Haredim to Secular Media: Help Us Pressure Extremists

Culture Clash: Haredi protesters exchange angry words with more secular Israelis in the city of Beit Shemesh, December 26, 2011. Image by Getty Images
One after another the Haredim came up to the reporters. Some gave their full names, some refused to give any name or — as with one leading rabbi — asked that their names not be published. Some approached in the streets of Beit Shemesh, some made a phone call.
They’re not reaching out to protest the media’s portrayal of the ultra-Orthodox, after Haredi residents of Beit Shemesh harassed and spat at religious Zionist schoolgirls, attacked a television news crew trying to film a sign that ordered women to walk on the other side of the street, and called the police “Nazis” when they escorted municipal officials who took down the sign.
They’re reaching out to plead for the help of journalists who work for secular newspapers, which many ultra-Orthodox now think will play a decisive role in increasing the public pressure on the extremists living in Beit Shemesh and Jerusalem. They want the police and the government to get on the extremists’ case, because the leadership vacuum created by politicians, rabbis and newspapers that serve the ultra-Orthodox world has left mainstream Haredim looking for help in places they normally wouldn’t go.

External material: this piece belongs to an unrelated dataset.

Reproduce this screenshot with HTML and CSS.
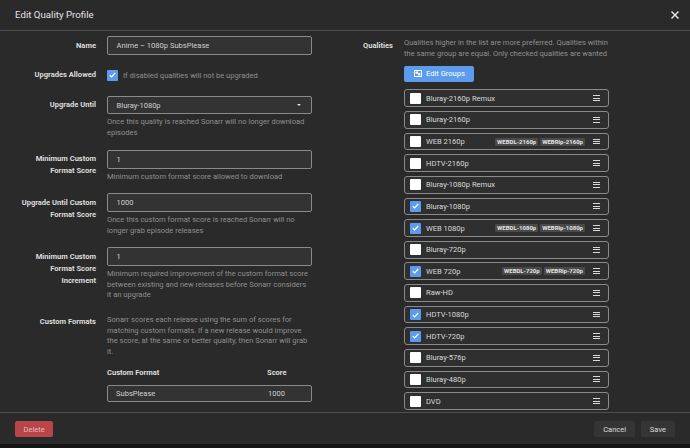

Changes are afoot even within the Haredi media. True, the ultra-Orthodox Yated Neeman newspaper warned in its lead headline on Monday of an “incitement campaign” against the ultra-Orthodox, which it said was aimed at breaking up the coalition alliance between Prime Minister Benjamin Netanyahu and the Haredi parties, as well as putting a damper on the goal of making more Jews Torah-observant. But several writers for Haredi websites are consistently and vigorously attacking the extremists – and even declaring them to be enemies of the ultra-Orthodox, no less.